Markey: Do you support the law that says California has a right to ask for a waiver?
Pruitt: It is statutory and it is something the administrator has an obligation to do. So yes, I do respect it.
Markey: Do you support the current California waiver for greenhouse gas standards?
Pruitt: Senator, that is what would be evaluated and it would be very difficult and we shouldn’t prejudge the outcome, in that regard, if confirmed as administrator.
Markey: So you are questioning the current waiver, you don’t think they are entitled to the current waiver?
Pruitt: The waiver is something that is granted on an annual basis and the administrator would be responsible for making that decision.
Markey: So you say you are going to, would review it?
Markey: And when you say review, I hear undo the rights of the states.
Markey accused Pruitt of making a career of working to eviscerate clean air and water protections.
At least one senator sounded surprised to hear such a characterization. John Boozman, a Republican from Arkansas, upriver from Oklahoma, shook his head remembering a dispute that lasted for more than a decade: the flushing of a pollutant, phosphorus, into the Illinois River watershed.

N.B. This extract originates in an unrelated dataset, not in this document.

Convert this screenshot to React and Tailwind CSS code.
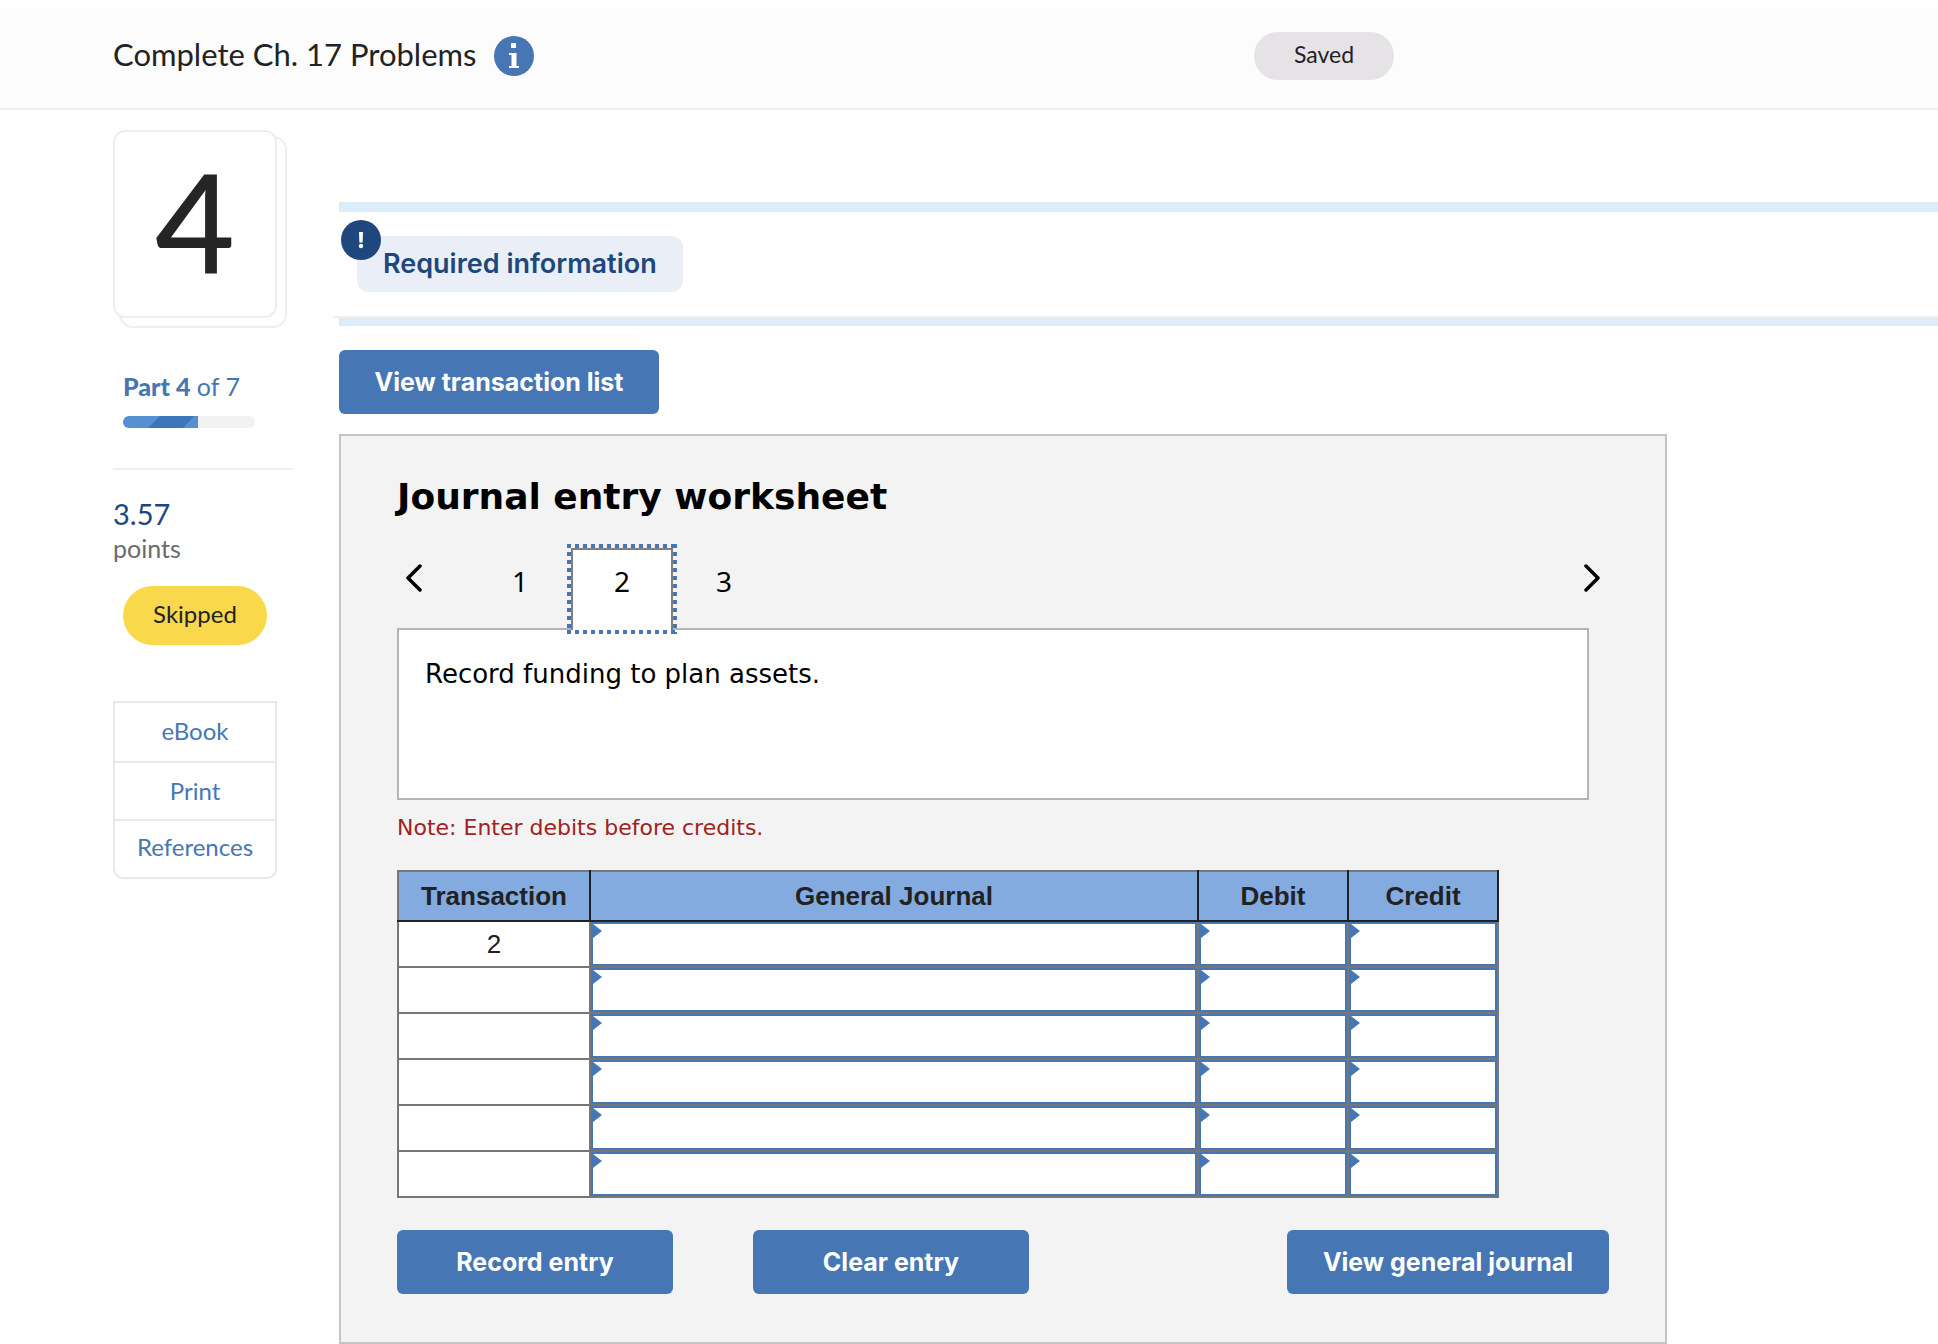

“I appreciate you and [the Arkansas attorney general] getting stuff done,” Boozman said. “On the other hand the idea that you were soft… In fact I would say the agreement is too restrictive.”
In the hearing, Pruitt expressed little desire to dismantle the agency he hopes to lead. He repeatedly recognized the need for clean air and water.
He stated a belief in climate change, but did not accept the scientific consensus that the activity of humans has caused the carbon loading responsible for it, saying only that humans have had a part.
Carbon dioxide has been formally recognized by the EPA as harmful to the people of the United States. Pruitt referred to that as “the law of the land.” Pressed on whether he would attempt to reverse that, Pruitt said, “there is nothing I know that would cause a review at this point.”